Abstract: The Gamma Knife is a non-invasive stereotactic radiosurgery system used for treatments of deep targets in the brain. Accurate patient positioning is needed for precise radiation delivery to the target. The two latest versions of the Gamma Knife allow fractionated treatment by co-registering Cone-beam computed tomography (CBCT) images of the patient's position in the Gamma Knife with a diagnostic magnetic resonance (MR) image used for treatment planning. However, CBCT images often suffer from artifacts that degrade image quality, which may result in less accurate co-registration. This thesis project investigates the potential of a new reconstruction framework developed by Elekta, which incorporates scattering correction and noise filters, for the reconstruction of Gamma Knife CBCT images. The performance of the new reconstruction framework, along with its noise filter and scatter correction, is quantified using image quality metrics of phantoms, including contrast, uniformity, spatial resolution, and CT-number accuracy.

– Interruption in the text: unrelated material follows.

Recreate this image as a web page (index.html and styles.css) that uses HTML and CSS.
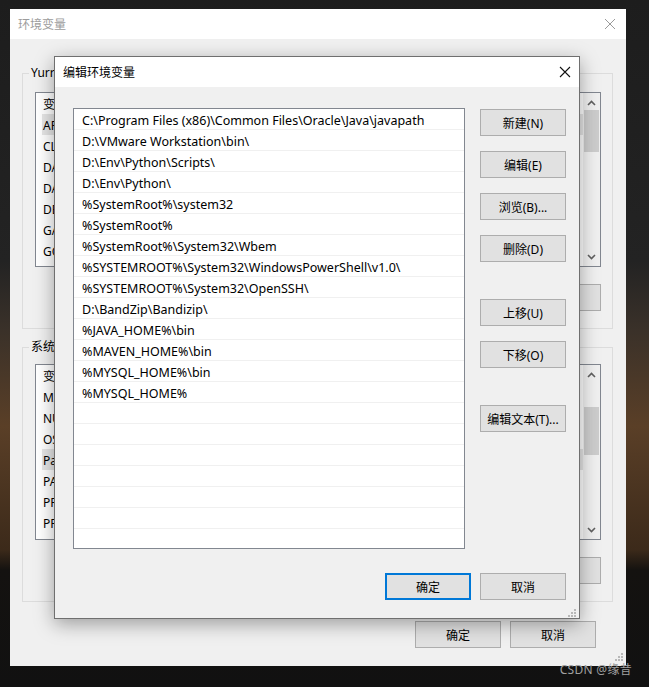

Additionally, brain CBCT images of five patients are co-registered with their diagnostic MR images, and the mean target registration error is measured. The results indicate that the new reconstruction framework, without using scatter correction and noise filtering, performs equally well as the current framework in reconstructing Gamma Knife CBCT images, as it achieved similar image quality and co-registration accuracy. However, when the scatter correction was used, there were improvements in image uniformity and CT-number accuracy without compromising spatial resolution. Additionally, the introduction of a noise filter resulted in an improved contrast-to-noise ratio and low contrast visibility with minimal compromise of spatial resolution. Despite these image quality enhancements, there were no consistent improvements in co-registration accuracy, indicating that the co-registration is not sensitive to scatter or noise artefacts.